How is the DLT using data?

Thirdly, ASIC wants to know where the data that the blockchain will use is coming from and what security measures are in place so that certain users, including regulators, can safely access the data. Regulatory oversight of the data will help ASIC to evaluate whether the data on the blockchain is appropriate and effective.

How is the DLT run?

Fourthly, ASIC wants to know what governance model is in place for the blockchain-based service so that it can assess the risks faced by those who are using it and how to best mitigate them. The answer to this question should also involve details on user interaction rules as well as ownership and control arrangements such as what type of consensus mechanism the blockchain uses to ensure a true record of information.

How does the DLT work under the law?

Fifthly, ASIC wants to ensure that the company’s use of blockchain technology is legal under current laws. Blockchains that leverage smart contract technology can allow entities to transact without the need for a third-party mechanism for conflict resolution. However, in Australia, the law does not permit enforcement of a contract purely on its terms and conditions. The company’s blockchain must be flexible enough to accommodate this legal requirement.
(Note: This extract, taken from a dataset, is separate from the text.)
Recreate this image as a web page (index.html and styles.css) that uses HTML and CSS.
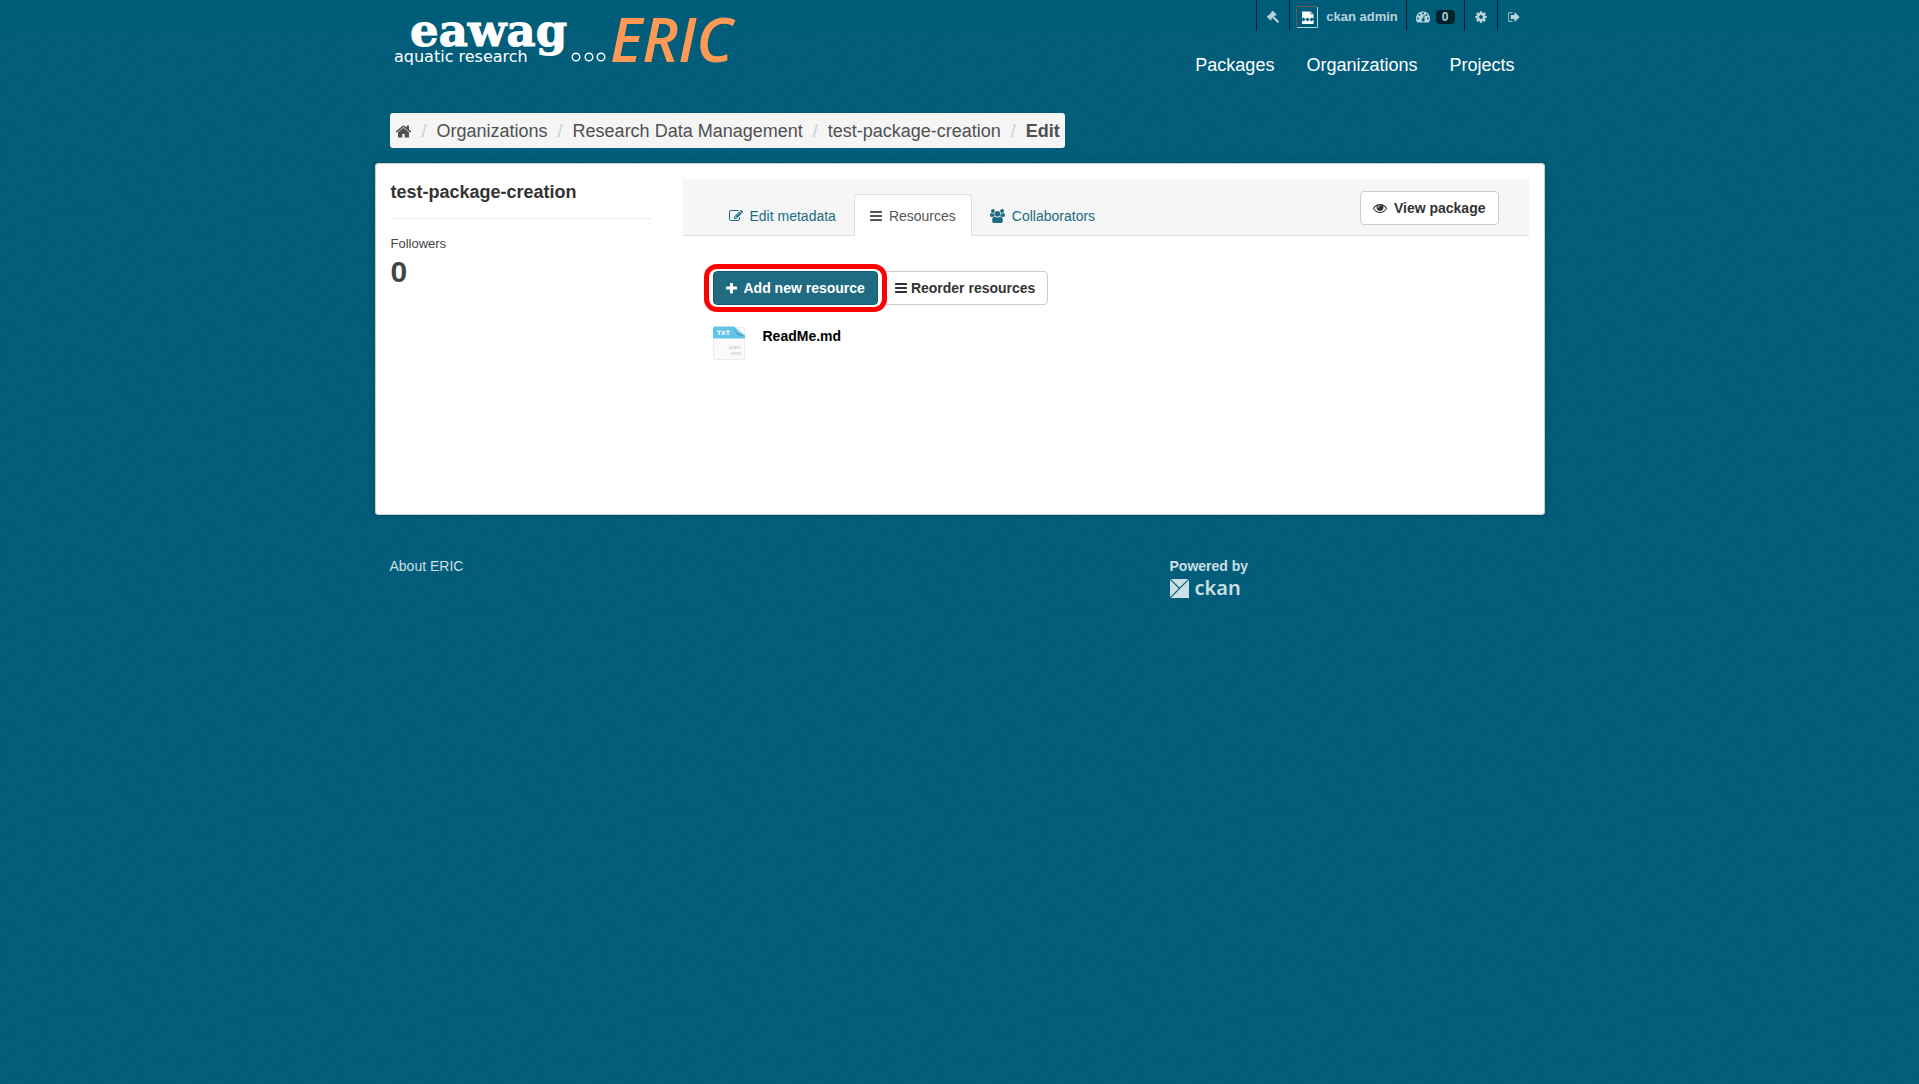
FILE: index.html
```html
<!DOCTYPE html>
<html lang="en">
<head>
<meta charset="utf-8">
<meta name="viewport" content="width=device-width, initial-scale=1">
<title>test-package-creation - Resources - ERIC</title>
<link rel="stylesheet" href="styles.css">
</head>
<body>
<svg class="defs" aria-hidden="true">
  <symbol id="bars" viewBox="0 0 1792 1792"><path d="M1664 1344v128q0 26-19 45t-45 19h-1408q-26 0-45-19t-19-45v-128q0-26 19-45t45-19h1408q26 0 45 19t19 45zm0-512v128q0 26-19 45t-45 19h-1408q-26 0-45-19t-19-45v-128q0-26 19-45t45-19h1408q26 0 45 19t19 45zm0-512v128q0 26-19 45t-45 19h-1408q-26 0-45-19t-19-45v-128q0-26 19-45t45-19h1408q26 0 45 19t19 45z"/></symbol>
</svg>

<header>
  <div class="account">
    <div class="container">
      <ul class="account-list">
        <li><a href="#" aria-label="Sysadmin settings"><svg class="icon" viewBox="0 0 13 13"><g transform="rotate(-45 5 5)"><rect x=".4" y="1.800" width="2" height="6.200" rx=".7"/><rect x="7.600" y="1.800" width="2" height="6.200" rx=".7"/><path d="M2 2.500h6v4.800H2z"/><rect x="3.900" y="7" width="2.300" height="8.600" rx="1"/></g></svg></a></li>
        <li><a href="#" class="user"><svg class="avatar" viewBox="0 0 22 22"><path d="M.5 21V.5H21" fill="none" stroke="#6b5558"/><path d="M21.500 1v20.500H1" fill="none" stroke="#b9d3db"/><path d="M6 5.500h8.500l3 3v4l-2-1-2 2-2-2-2 2-2-2-1.500 1z" fill="#fff"/><path d="M14 5v4h4z" fill="#9fb9c2"/><path d="M6 14l1.500 1.500 2-2 2 2 2-2 2 2 2-2V18H6z" fill="#fff"/></svg><span>ckan admin</span></a></li>
        <li><a href="#" class="dash" aria-label="Dashboard, 0 new activities"><svg class="icon icon-wide" viewBox="0 0 14 14"><path fill-rule="evenodd" d="M7 1.500a7 7 0 0 1 5.900 10.800q-.2.300-.6.300H1.700q-.4 0-.6-.3A7 7 0 0 1 7 1.500zM2 7.500a1 1 0 1 0 0 2 1 1 0 0 0 0-2zM3.500 4a1 1 0 1 0 0 2 1 1 0 0 0 0-2zM7 2.500a1 1 0 1 0 0 2 1 1 0 0 0 0-2zM10.500 4a1 1 0 1 0 0 2 1 1 0 0 0 0-2zM12 7.500a1 1 0 1 0 0 2 1 1 0 0 0 0-2zM7.900 5.300l-.8 3a1.500 1.500 0 1 0 .9.200l.8-3z"/></svg><span class="badge">0</span></a></li>
        <li><a href="#" aria-label="Profile settings"><svg class="icon" viewBox="96 96 1600 1600"><path d="M1152 896q0-106-75-181t-181-75-181 75-75 181 75 181 181 75 181-75 75-181zm512-109v222q0 12-8 23t-20 13l-185 28q-19 54-39 91 35 50 107 138 10 12 10 25t-9 23q-27 37-99 108t-94 71q-12 0-26-9l-138-108q-44 23-91 38-16 136-29 186-7 28-36 28h-222q-14 0-24.500-8.500t-11.500-21.500l-28-184q-49-16-90-37l-141 107q-10 9-25 9-14 0-25-11-126-114-165-168-7-10-7-23 0-12 8-23 15-21 51-66.500t54-70.500q-27-50-41-99l-183-27q-13-2-21-12.500t-8-23.500v-222q0-12 8-23t19-13l186-28q14-46 39-92-40-57-107-138-10-12-10-24 0-10 9-23 26-36 98.500-107.500t94.500-71.500q13 0 26 10l138 107q44-23 91-38 16-136 29-186 7-28 36-28h222q14 0 24.500 8.500t11.500 21.500l28 184q49 16 90 37l142-107q9-9 24-9 13 0 25 10 129 119 165 170 7 8 7 22 0 12-8 23-15 21-51 66.500t-54 70.500q26 50 41 98l183 28q13 2 21 12.500t8 23.500z"/></svg></a></li>
        <li><a href="#" aria-label="Log out"><svg class="icon" viewBox="96 96 1600 1600"><path d="M704 1440q0 4 1 20t.5 26.500-3 23.500-10 19.500-20.500 6.500h-320q-119 0-203.500-84.500t-84.500-203.500v-704q0-119 84.500-203.500t203.500-84.500h320q13 0 22.500 9.500t9.500 22.500q0 4 1 20t.5 26.500-3 23.500-10 19.500-20.500 6.500h-320q-66 0-113 47t-47 113v704q0 66 47 113t113 47h312l11.500 1 11.500 3 8 5.500 7 9 2 13.500zm928-544q0 26-19 45l-544 544q-19 19-45 19t-45-19-19-45v-288h-448q-26 0-45-19t-19-45v-384q0-26 19-45t45-19h448v-288q0-26 19-45t45-19 45 19l544 544q19 19 19 45z"/></svg></a></li>
      </ul>
    </div>
  </div>
  <div class="container masthead">
    <a href="#" class="logo" aria-label="Eawag ERIC home">
      <svg width="352" height="60" viewBox="0 0 352 60">
        <text class="logo-eawag" x="20" y="38">eawag</text>
        <text class="logo-sub" x="4" y="54">aquatic research</text>
        <g fill="none" stroke="#fff" stroke-width="1.400"><circle cx="186" cy="49" r="3.800"/><circle cx="199" cy="49" r="3.800"/><circle cx="211" cy="49" r="3.800"/></g>
        <text class="logo-eric" x="220" y="54">ERIC</text>
      </svg>
    </a>
    <nav>
      <a href="#">Packages</a>
      <a href="#">Organizations</a>
      <a href="#">Projects</a>
    </nav>
  </div>
</header>

<main class="container">
  <nav class="crumbs" aria-label="Breadcrumb">
    <ol>
      <li><a href="#" aria-label="Home"><svg class="home" viewBox="0 0 1792 1792"><path d="M1472 992v480q0 26-19 45t-45 19h-384v-384h-256v384h-384q-26 0-45-19t-19-45v-480q0-1 .5-3t.5-3l575-474 575 474q1 2 1 6zm223-69l-62 74q-8 9-21 11h-3q-13 0-21-7l-692-577-692 577q-12 8-24 7-13-2-21-11l-62-74q-8-10-7-23.500t11-21.500l719-599q32-26 76-26t76 26l244 204v-195q0-14 9-23t23-9h192q14 0 23 9t9 23v408l219 182q10 8 11 21.500t-7 23.500z"/></svg></a></li>
      <li><a href="#">Organizations</a></li>
      <li><a href="#">Research Data Management</a></li>
      <li><a href="#">test-package-creation</a></li>
      <li><a href="#" class="current">Edit</a></li>
    </ol>
  </nav>

  <div class="panel">
    <aside>
      <h1>test-package-creation</h1>
      <dl>
        <dt>Followers</dt>
        <dd>0</dd>
      </dl>
    </aside>
    <article>
      <div class="page-header">
        <ul class="tabs">
          <li><a href="#"><svg class="glyph" viewBox="0 0 1792 1792"><path d="M888 1184l116-116-152-152-116 116v56h96v96h56zm440-720q-16-16-33 1l-350 350q-17 17-1 33t33-1l350-350q17-17 1-33zm80 594v190q0 119-84.500 203.500t-203.500 84.500h-832q-119 0-203.500-84.500t-84.500-203.500v-832q0-119 84.500-203.500t203.500-84.500h832q63 0 117 25 15 7 18 23 3 17-9 29l-49 49q-14 14-32 8-23-6-45-6h-832q-66 0-113 47t-47 113v832q0 66 47 113t113 47h832q66 0 113-47t47-113v-126q0-13 9-22l64-64q15-15 35-7t20 29zm-96-738l288 288-672 672h-288v-288zm444 132l-92 92-288-288 92-92q28-28 68-28t68 28l152 152q28 28 28 68t-28 68z"/></svg>Edit metadata</a></li>
          <li class="active"><a href="#"><svg class="glyph-bars"><use href="#bars"/></svg>Resources</a></li>
          <li><a href="#"><svg class="glyph-users" viewBox="0 0 15 14"><circle cx="2.900" cy="2" r="1.900"/><circle cx="12.100" cy="2" r="1.900"/><path d="M0 6.300q0-2.400 1.300-2.400 1.600.9 3 .3-.4 1.700.6 2.900-1.300 0-2.300 1H1.500Q0 8 0 6.300zM15 6.300q0-2.400-1.300-2.400-1.600.9-3 .3.4 1.700-.6 2.900 1.300 0 2.300 1h1.100Q15 8 15 6.300z"/><circle cx="7.500" cy="4.700" r="2.800"/><path d="M2.100 11.700q0-4 2.500-4.200 2.900 2 5.800 0 2.500.2 2.500 4.200 0 2.300-2.200 2.300H4.300q-2.200 0-2.200-2.300z"/></svg>Collaborators</a></li>
        </ul>
        <button type="button" class="btn"><svg class="glyph" viewBox="0 0 1792 1792"><path d="M1664 960q-152-236-381-353 61 104 61 225 0 185-131.500 316.500t-316.500 131.500-316.500-131.500-131.500-316.500q0-121 61-225-229 117-381 353 133 205 333.500 326.500t434.500 121.500 434.500-121.500 333.500-326.500zm-720-384q0-20-14-34t-34-14q-125 0-214.500 89.500t-89.500 214.500q0 20 14 34t34 14 34-14 14-34q0-86 61-147t147-61q20 0 34-14t14-34zm848 384q0 34-20 69-140 230-376.500 368.500t-499.500 138.500-499.500-139-376.500-368q-20-35-20-69t20-69q140-229 376.500-368t499.500-139 499.500 139 376.500 368q20 35 20 69z"/></svg>View package</button>
      </div>
      <div class="content">
        <div class="actions">
          <div class="marked"><button type="button" class="btn primary"><svg class="glyph-plus" viewBox="192 192 1408 1408"><path d="M1600 736v192q0 40-28 68t-68 28h-416v416q0 40-28 68t-68 28h-192q-40 0-68-28t-28-68v-416h-416q-40 0-68-28t-28-68v-192q0-40 28-68t68-28h416v-416q0-40 28-68t68-28h192q40 0 68 28t28 68v416h416q40 0 68 28t28 68z"/></svg>Add new resource</button></div>
          <button type="button" class="btn reorder"><svg class="glyph-bars"><use href="#bars"/></svg>Reorder resources</button>
        </div>
        <ul class="resources">
          <li><a href="#">
            <svg width="32" height="34" viewBox="0 0 32 34" aria-hidden="true"><rect x=".5" y="1.500" width="31" height="32" rx="1.500" fill="#fafafa" stroke="#ececec"/><path d="M0 12.500V2Q0 .5 1.500.5H21l11 9v3z" fill="#62c3e6"/><path d="M20 .5q4 1 5 6.500 4-1 7 2.500z" fill="#8bd3ec"/><path d="M21 2q3 6 10.500 8-4 1-8-2z" fill="#4a9fc0"/><text class="file-type" x="4" y="9">TXT</text><text class="file-note" x="28" y="23" text-anchor="end">plain</text><text class="file-note" x="28" y="29" text-anchor="end">text</text></svg>
            <span>ReadMe.md</span></a></li>
        </ul>
      </div>
    </article>
  </div>
</main>

<footer class="container">
  <div><a href="#">About ERIC</a></div>
  <div>
    <strong>Powered by</strong>
    <a href="#" class="ckan"><svg width="19" height="19" viewBox="0 0 19 19" aria-hidden="true"><path d="M0 0h19v19H0z" fill="#ccdfe4"/><path d="M0 0l9.500 9.500M19 0L0 19" stroke="#005d7a" stroke-width="1.200"/></svg><span>ckan</span></a>
  </div>
</footer>
</body>
</html>
```
FILE: styles.css
```css
* { box-sizing: border-box; }

body {
  margin: 0;
  min-height: 100vh;
  color: #444;
  font: 14px/20px "Liberation Sans", Arial, sans-serif;
  background: #005b78 url("data:image/svg+xml,%3Csvg xmlns='http://www.w3.org/2000/svg' width='100' height='100'%3E%3Cfilter id='n' x='0' y='0' width='100%25' height='100%25' color-interpolation-filters='sRGB'%3E%3CfeTurbulence type='fractalNoise' baseFrequency='.5' numOctaves='2' stitchTiles='stitch'/%3E%3CfeColorMatrix values='0 0 0 0 .06 0 0 0 0 .42 0 0 0 0 .53 .8 0 0 0 -.25'/%3E%3C/filter%3E%3Crect width='100' height='100' filter='url(%23n)'/%3E%3C/svg%3E");
}

ul, ol, dl, dd { margin: 0; padding: 0; list-style: none; }
a { color: inherit; text-decoration: none; }
svg { flex: none; fill: currentColor; }
.defs { position: absolute; width: 0; height: 0; }

.container { width: 100%; max-width: 1170px; margin: 0 auto; padding: 0 15px; }

/* Account bar */
.account { background: #005d7a; color: #b9d3db; font-size: 13px; font-weight: bold; }
.account-list { display: flex; justify-content: flex-end; }
.account-list li { border-left: 1px solid #00232e; }
.account-list a { display: flex; align-items: center; height: 31px; padding: 2px 10px 0; }
.account-list .user { gap: 8px; padding: 2px 8px 0 6px; }
.account-list .dash { gap: 6px; padding: 2px 9px 0; }
.icon { width: 12px; height: 12px; }
.icon-wide { width: 14px; height: 14px; }
.avatar { width: 22px; height: 22px; }
.badge {
  padding: 0 6px;
  border-radius: 4px;
  background: #00232e;
  font-size: 12px;
  line-height: 14px;
}

/* Masthead */
.masthead { display: flex; justify-content: space-between; height: 82px; }
.logo { height: 60px; margin-top: -23px; }
.logo svg { overflow: visible; }
.logo-eawag { font: bold 45px "DejaVu Serif", serif; fill: #fff; stroke: #fff; stroke-width: 1px; }
.logo-sub { font: 16px "DejaVu Sans", sans-serif; fill: #fff; }
.logo-eric { font: italic 600 61px "Open Sans", sans-serif; fill: #ff9955; }
.masthead nav { display: flex; gap: 2px; padding-top: 18px; color: #fff; font-size: 18px; line-height: 32px; }
.masthead nav a { height: 32px; padding: 0 15px; }

/* Breadcrumb */
.crumbs { display: flex; margin-bottom: 15px; }
.crumbs ol {
  display: flex;
  flex-wrap: wrap;
  padding: 1px 5px 0;
  border-radius: 3px;
  background: #f5f5f5;
  color: #505050;
  font-size: 18px;
  line-height: 34px;
}
.crumbs li { display: flex; align-items: center; }
.crumbs li + li::before { content: "/"; padding: 0 10px; color: #ccc; }
.crumbs a { display: flex; }
.current { font-weight: bold; }
.home { width: 17px; height: 17px; }

/* Panel */
.panel {
  display: grid;
  grid-template-columns: 260px 1fr;
  gap: 32px;
  min-height: 352px;
  margin: 0 -15px;
  padding: 15px;
  border: 1px solid #ccc;
  border-radius: 3px;
  background: #fff;
  box-shadow: 0 0 0 4px rgba(0, 0, 0, .05);
}
h1 {
  margin: 0;
  padding: 1px 0 13px;
  border-bottom: 1px dotted #ddd;
  color: #333;
  font-size: 18px;
  line-height: 25px;
}
dl { padding-top: 15px; }
dt { font-size: 13px; }
dd { font-size: 30px; font-weight: bold; line-height: 36px; }

.page-header {
  display: flex;
  flex-wrap: wrap;
  justify-content: space-between;
  padding: 15px 30px 0;
  border-bottom: 1px solid #ddd;
  background: #f6f6f6;
}
.tabs { display: flex; gap: 2px; margin-bottom: -1px; color: #206b82; }
.tabs a {
  display: flex;
  align-items: center;
  gap: 7px;
  padding: 11px 15px 9px;
  border: 1px solid transparent;
}
.tabs .active a {
  border-color: #ddd #ddd #fff;
  border-radius: 4px 4px 0 0;
  background: #fff;
  color: #555;
}
.page-header .btn { margin-top: -3px; }

.glyph { width: 14px; height: 14px; }
.glyph-bars { width: 14px; height: 14px; margin: 0 -1px; }
.glyph-users { width: 15px; height: 14px; }
.glyph-plus { width: 11px; height: 11px; }

.btn {
  display: flex;
  align-items: center;
  gap: 7px;
  height: 34px;
  padding: 0 12px;
  border: 1px solid #ccc;
  border-radius: 4px;
  background: #fff;
  color: #333;
  font: bold 14px/20px "Liberation Sans", Arial, sans-serif;
}
.btn.primary { border-color: #1b5a6e; background: #206b82; color: #fff; }
.btn.reorder { gap: 4px; }

.content { padding: 35px 30px; }
.actions { display: flex; gap: 4px; }
.marked { position: relative; }
.marked::after {
  content: "";
  position: absolute;
  inset: -7px -9px;
  border: 5px solid #f00;
  border-radius: 13px;
  box-shadow: inset 0 0 0 2px #fff;
  pointer-events: none;
}
.resources { padding-top: 21px; }
.resources a { display: flex; gap: 18px; color: #000; font-weight: bold; }
.file-type { font: bold 6px "DejaVu Sans", sans-serif; fill: #fff; }
.file-note { font: 5px "DejaVu Sans", sans-serif; fill: #bbb; }

/* Footer */
footer.container {
  display: grid;
  grid-template-columns: 2fr 1fr;
  max-width: 1170px;
  padding: 41px 0 20px;
  color: #ccdfe4;
}
footer > div { padding: 0 15px; }
.ckan { display: flex; align-items: center; gap: 6px; height: 24px; font: 600 20px/24px "Noto Sans", sans-serif; }
```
How does the DLT affect others?

Finally, ASIC wants to assess how the company’s distributed ledger technology may affect other financial markets participants and the consumer. ASIC wants to determine how scalable the blockchain solution is and what risk trade-offs there are if any; this also includes how interoperable the DLT solution will be with the systems and processes of other market operators as the solution will likely have an effect on the broader market environment and its stakeholders.

ASIC is taking a very accommodative approach to blockchain innovation through publishing these guidelines. As there are no clear laws or regulatory guidelines on blockchain technology use yet, as it is such a new technology, the regulator is proactively seeking interaction with FinTech startups and established financial institutions that are developing blockchain solutions for the financial services industry.

“This info sheet is for both existing licensees and start-ups. It will help to fast track our discussions with stakeholders, and we want to use the framework as a conversation starter as the technology continues to evolve,” ASIC Chairman Greg Medcraft stated.

Australia is Becoming a Leader in Blockchain Technology

ASIC decided to publish an information sheet on distributed ledger technology as the increase in blockchain projects and DLT implementations in the Australian financial services industry has been substantial in the last few years.

ASIC has recognized that “the range of potential applications of DLT will grow exponentially over time. This could have far-reaching implications for our stakeholders, and affect the way these entities operate and the structure of the market in which they offer their services. Although DLT is still an emerging technology, we have given and will continue to give, considerable thought to regulatory issues that may arise,” for companies contemplating the use of distributed ledger technology for their businesses.

In Australia, distributed ledger technology is in use in the financial industry in securities settlements and clearing processes, international remittances, and debt issue programs. The country’s two leading stock exchanges, the Australian Securities Exchange and the Sydney Stock Exchange, are both trialing blockchain technology to make their equities settlement processes more efficient. The Queensland Treasury Corporation (QTC) issued a prototype bond using blockchain technology in cooperation with Commonwealth Bank of Australia to test the blockchain application as an issuing platform for government debt securities and banks, such as NAB, have completed international money transfers using the technology.

Given the Australian financial regulator’s open stance regarding blockchain technology and its willingness to engage with both established firms and FinTech startups to ensure smooth implementation of distributed ledger technology in the financial system, it looks like Australia is setting itself up to become a leader in blockchain technology adoption in the years to come.